══ Extracted information ══
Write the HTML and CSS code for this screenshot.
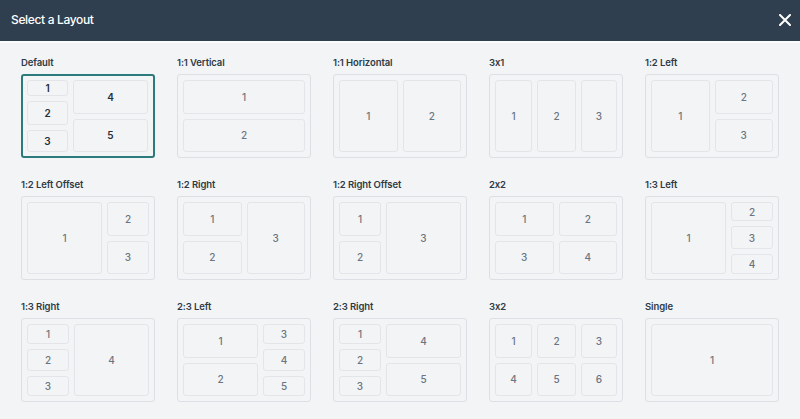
FILE: index.html
```html
<!DOCTYPE html>
<html lang="en">
<head>
<meta charset="utf-8">
<title>Select a Layout</title>
<link rel="stylesheet" href="styles.css">
</head>
<body>
<div class="modal">
  <header class="header">
    <h1 class="title">Select a Layout</h1>
    <button class="close" aria-label="Close">
      <svg width="12" height="12" viewBox="0 0 12 12"><path d="M1 1 L11 11 M11 1 L1 11" stroke="#fff" stroke-width="2" stroke-linecap="round"/></svg>
    </button>
  </header>
  <main class="grid">
    <div class="card">
      <div class="label">Default</div>
      <div class="box selected">
        <div class="col w41"><div class="cell f15">1</div><div class="cell f24">2</div><div class="cell f21">3</div></div>
        <div class="col"><div class="cell">4</div><div class="cell">5</div></div>
      </div>
    </div>
    <div class="card">
      <div class="label">1:1 Vertical</div>
      <div class="box">
        <div class="col"><div class="cell">1</div><div class="cell">2</div></div>
      </div>
    </div>
    <div class="card">
      <div class="label">1:1 Horizontal</div>
      <div class="box">
        <div class="col"><div class="cell">1</div></div>
        <div class="col"><div class="cell">2</div></div>
      </div>
    </div>
    <div class="card">
      <div class="label">3x1</div>
      <div class="box">
        <div class="col c37"><div class="cell">1</div></div>
        <div class="col c39"><div class="cell">2</div></div>
        <div class="col c36"><div class="cell">3</div></div>
      </div>
    </div>
    <div class="card">
      <div class="label">1:2 Left</div>
      <div class="box">
        <div class="col"><div class="cell">1</div></div>
        <div class="col"><div class="cell">2</div><div class="cell">3</div></div>
      </div>
    </div>

    <div class="card">
      <div class="label">1:2 Left Offset</div>
      <div class="box">
        <div class="col wide"><div class="cell">1</div></div>
        <div class="col narrow"><div class="cell">2</div><div class="cell">3</div></div>
      </div>
    </div>
    <div class="card">
      <div class="label">1:2 Right</div>
      <div class="box">
        <div class="col"><div class="cell">1</div><div class="cell">2</div></div>
        <div class="col"><div class="cell">3</div></div>
      </div>
    </div>
    <div class="card">
      <div class="label">1:2 Right Offset</div>
      <div class="box">
        <div class="col narrow"><div class="cell">1</div><div class="cell">2</div></div>
        <div class="col wide"><div class="cell">3</div></div>
      </div>
    </div>
    <div class="card">
      <div class="label">2x2</div>
      <div class="box">
        <div class="col"><div class="cell">1</div><div class="cell">3</div></div>
        <div class="col"><div class="cell">2</div><div class="cell">4</div></div>
      </div>
    </div>
    <div class="card">
      <div class="label">1:3 Left</div>
      <div class="box">
        <div class="col wide"><div class="cell">1</div></div>
        <div class="col narrow"><div class="cell f19">2</div><div class="cell f22">3</div><div class="cell f20">4</div></div>
      </div>
    </div>

    <div class="card">
      <div class="label">1:3 Right</div>
      <div class="box">
        <div class="col narrow"><div class="cell f20">1</div><div class="cell f22">2</div><div class="cell f20">3</div></div>
        <div class="col wide"><div class="cell">4</div></div>
      </div>
    </div>
    <div class="card">
      <div class="label">2:3 Left</div>
      <div class="box">
        <div class="col wide"><div class="cell">1</div><div class="cell">2</div></div>
        <div class="col narrow"><div class="cell f20">3</div><div class="cell f22">4</div><div class="cell f20">5</div></div>
      </div>
    </div>
    <div class="card">
      <div class="label">2:3 Right</div>
      <div class="box">
        <div class="col narrow"><div class="cell f20">1</div><div class="cell f22">2</div><div class="cell f20">3</div></div>
        <div class="col wide"><div class="cell">4</div><div class="cell">5</div></div>
      </div>
    </div>
    <div class="card">
      <div class="label">3x2</div>
      <div class="box">
        <div class="col c37"><div class="cell">1</div><div class="cell">4</div></div>
        <div class="col c39"><div class="cell">2</div><div class="cell">5</div></div>
        <div class="col c36"><div class="cell">3</div><div class="cell">6</div></div>
      </div>
    </div>
    <div class="card">
      <div class="label">Single</div>
      <div class="box">
        <div class="col"><div class="cell">1</div></div>
      </div>
    </div>
  </main>
</div>
</body>
</html>
```
FILE: styles.css
```css
* { box-sizing: border-box; }
html, body {
  margin: 0;
  padding: 0;
  background: #f3f4f6;
  font-family: Inter, "Liberation Sans", sans-serif;
  font-feature-settings: "calt" 0;
}
.modal {
  width: 800px;
  height: 419px;
  background: #f3f4f6;
}
.header {
  height: 43px;
  background: #2f3f4f;
  border-bottom: 2px solid #fbfcfd;
  display: flex;
  align-items: center;
  justify-content: space-between;
  padding: 0 9px 2px 11px;
}
.title {
  margin: 0;
  color: #ffffff;
  font-size: 12px;
  font-weight: 500;
  letter-spacing: -0.35px;
}
.close {
  background: none;
  border: 0;
  padding: 0;
  width: 12px;
  height: 12px;
  display: flex;
  cursor: pointer;
}
.grid {
  display: grid;
  grid-template-columns: repeat(5, 134px);
  column-gap: 22px;
  row-gap: 20px;
  padding: 13px 21px 0 21px;
}
.card {
  display: flex;
  flex-direction: column;
}
.label {
  font-size: 9.5px;
  font-weight: 600;
  color: #2e3a46;
  line-height: 14px;
  margin-bottom: 4px;
  white-space: nowrap;
  letter-spacing: -0.1px;
}
.box {
  height: 84px;
  border: 1px solid #dcdfe3;
  border-radius: 3px;
  padding: 5px;
  display: flex;
  gap: 5px;
}
.box.selected {
  border: 2px solid #2b7a7c;
  padding: 4px 5px 4px 4px;
}
.col {
  flex: 1 1 0;
  display: flex;
  flex-direction: column;
  gap: 5px;
  min-width: 0;
}
.col.w41 { flex: 0 0 41px; }
.col.wide { flex: 75 1 0; }
.col.narrow { flex: 42 1 0; }
.col.c37 { flex: 37 1 0; }
.col.c39 { flex: 39 1 0; }
.col.c36 { flex: 36 1 0; }
.cell {
  flex: 1 1 0;
  min-height: 0;
  border: 1px solid #e3e5e8;
  border-radius: 3px;
  display: flex;
  align-items: center;
  justify-content: center;
  font-size: 10px;
  font-weight: 500;
  color: #6b7480;
}
.selected .cell {
  color: #26303b;
  font-weight: 600;
}
.cell.f15 { flex-grow: 15; }
.cell.f19 { flex-grow: 19; }
.cell.f20 { flex-grow: 20; }
.cell.f21 { flex-grow: 21; }
.cell.f22 { flex-grow: 22; }
.cell.f24 { flex-grow: 24; }
```
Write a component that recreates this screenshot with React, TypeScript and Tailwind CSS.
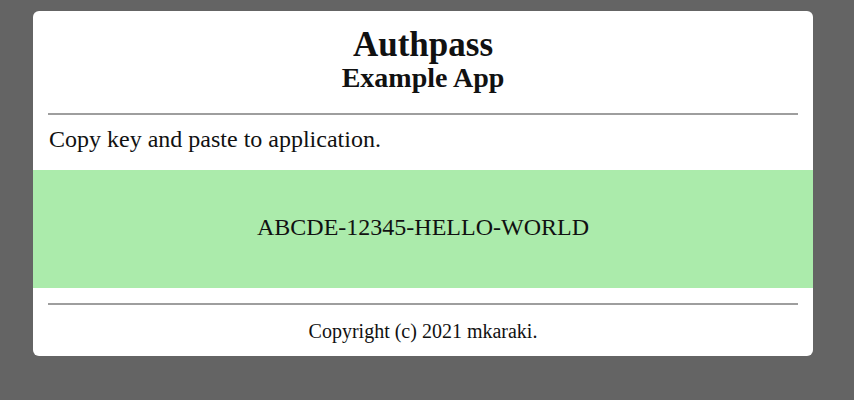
export default function App() {
  return (
    <div className="min-h-[400px] w-full bg-[#646464] pt-[11px] pb-[44px] font-['Liberation_Serif','Times_New_Roman',serif] text-[#111]">
      <div className="ml-[33px] w-[780px] rounded-[6px] bg-white pt-[16px] pb-[15px]">
        <h1 className="text-center text-[35px] font-bold leading-[36px]">Authpass</h1>
        <h2 className="text-center text-[28px] font-bold leading-[30px]">Example App</h2>
        <div className="mx-[15px] mt-[20px] h-[2px] bg-[#9e9e9e]" />
        <p className="mt-[12px] px-[16px] text-[24px] leading-[24px]">Copy key and paste to application.</p>
        <div className="mt-[19px] h-[118px] bg-[#abebab] pt-[45px] text-center text-[24px] leading-[24px]">
          ABCDE-12345-HELLO-WORLD
        </div>
        <div className="mx-[15px] mt-[15px] h-[2px] bg-[#9e9e9e]" />
        <p className="mt-[16px] text-center text-[20px] leading-[20px]">Copyright (c) 2021 mkaraki.</p>
      </div>
    </div>
  );
}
═══
__Job__. Copy out every line of the data that includes the word "screenshot".

__Solution to the exercise__.
Write the HTML and CSS code for this screenshot.
Write a component that recreates this screenshot with React, TypeScript and Tailwind CSS.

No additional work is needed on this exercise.